Life and Career
Perrine was born in Galveston, Texas, the daughter of Winifred "Renee" (née McGinley), a dancer who appeared in Earl Carroll's Vanities, and Kenneth Perrine, a Lieutenant Colonel in the US Army. Owing to her father's career, Perrine lived in many locations as the family moved to different posts.
She began her career as a Las Vegas showgirl. Some believe she made her motion picture debut with an uncredited part in Diamonds Are Forever (1971) but this is not true. She played soft-core porn actress Montana Wildhack in the film of Kurt Vonnegut's Slaughterhouse-Five (1972). Perrine was photographed as a model for a pictorial layout in the May 1972 issue of Playboy magazine, later appearing on the cover in August 1981. She then became the first actress to purposely display herself nude on American television by completely baring her breasts during the May 4, 1973, Public Broadcasting Service broadcast of Bruce Jay Friedman's Steambath on Hollywood Television Theater. (She was seen taking a shower from the side totally undressed.) Only a few PBS stations nationwide were adventurous enough to carry the program.

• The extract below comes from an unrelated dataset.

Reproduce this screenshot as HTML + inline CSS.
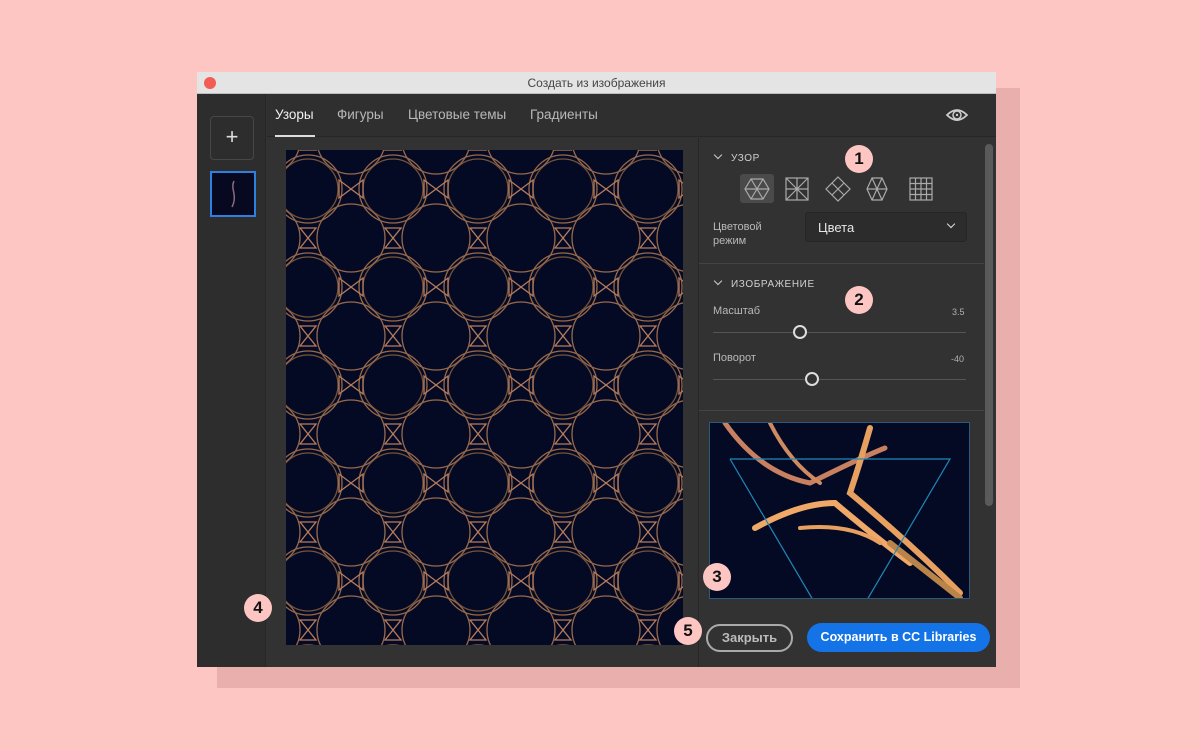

In 1975, Perrine was nominated for the Academy Award for Best Actress and the Golden Globe for Best Motion Picture Actress (Drama) and won the Best Actress Award at the Cannes Film Festival for her role as comedian Lenny Bruce's wife, stripper Honey Bruce, in Bob Fosse's Lenny (1974).
She was Carlotta Monti in the biopic W.C. Fields and Me (1976) and one of her best remembered movie roles came as Miss Eve Teschmacher, moll of criminal mastermind Lex Luthor, in Superman (1978). For this role she was nominated for the 1979 Saturn Award for Best Supporting Actress. She reprised her role as Miss Teschmacher in Superman II (1980).
Perrine played Charlotta Steele, ex-wife of a rodeo champion played by Robert Redford, in The Electric Horseman (1979). Her career grew uneven after an appearance in Can't Stop the Music (1980), for which she was nominated for a Razzie Award for Worst Actress. This film has since become a cult classic. In 1982, she played the role of Marcy, the wife of a corrupt police officer, in The Border with Jack Nicholson. In the years since then, Perrine has worked in lower-profile projects, although she did have a small supporting role in the 2000 Mel Gibson film What Women Want. In 1995, Perrine made a guest appearance on the series Homicide: Life on the Street, playing an ex-wife of Richard Belzer's Detective John Munch.